I would like to echo Dorothy Green in suggesting that Australian writers might profit from developing a more participatory role in our community and I hope that this essay might stimulate discussion about how that could be achieved. If it fails in that regard, I would at least hope that I have succeeded in arousing interest in Nahuatl literature and indigenous literature in general, which for so long has been suppressed or ignored. Perhaps part of a more participatory role for writers could begin within our own field with an active encouragement of lesser-known literary traditions. As English speakers and writers of the first world we are in a privileged position to help recognise the value of native literatures and assist, if appropriate, in their rescue.
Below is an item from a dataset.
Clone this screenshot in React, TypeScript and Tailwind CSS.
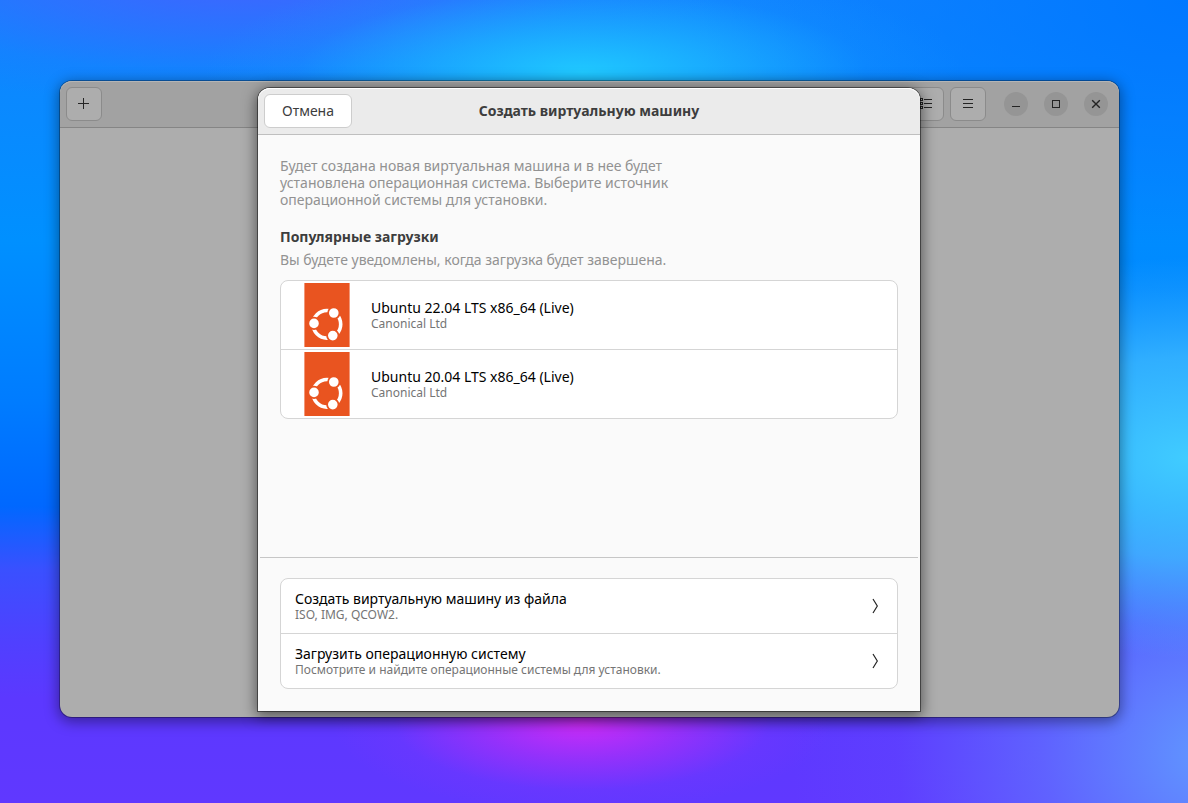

In the case of Nahuatl literature it is ironic as well as indicative of ancient Mexican wisdom that, after so many years of native American culture being efficiently eroded away, one of the few truly authentic manifestations of pre-Hispanic Mexican culture to survive is Nahuatl poetry (as though proof of what the ancient Nahuatl sages believed).

Nezahualcoyotl again:

My flowers shall not cease to live;

my songs shall never end:

I, a singer, intone them;

They become scattered, they spread about.

Destined is my heart to vanish like the ever withering flowers?

What can my heart do? At least flowers, at least songs!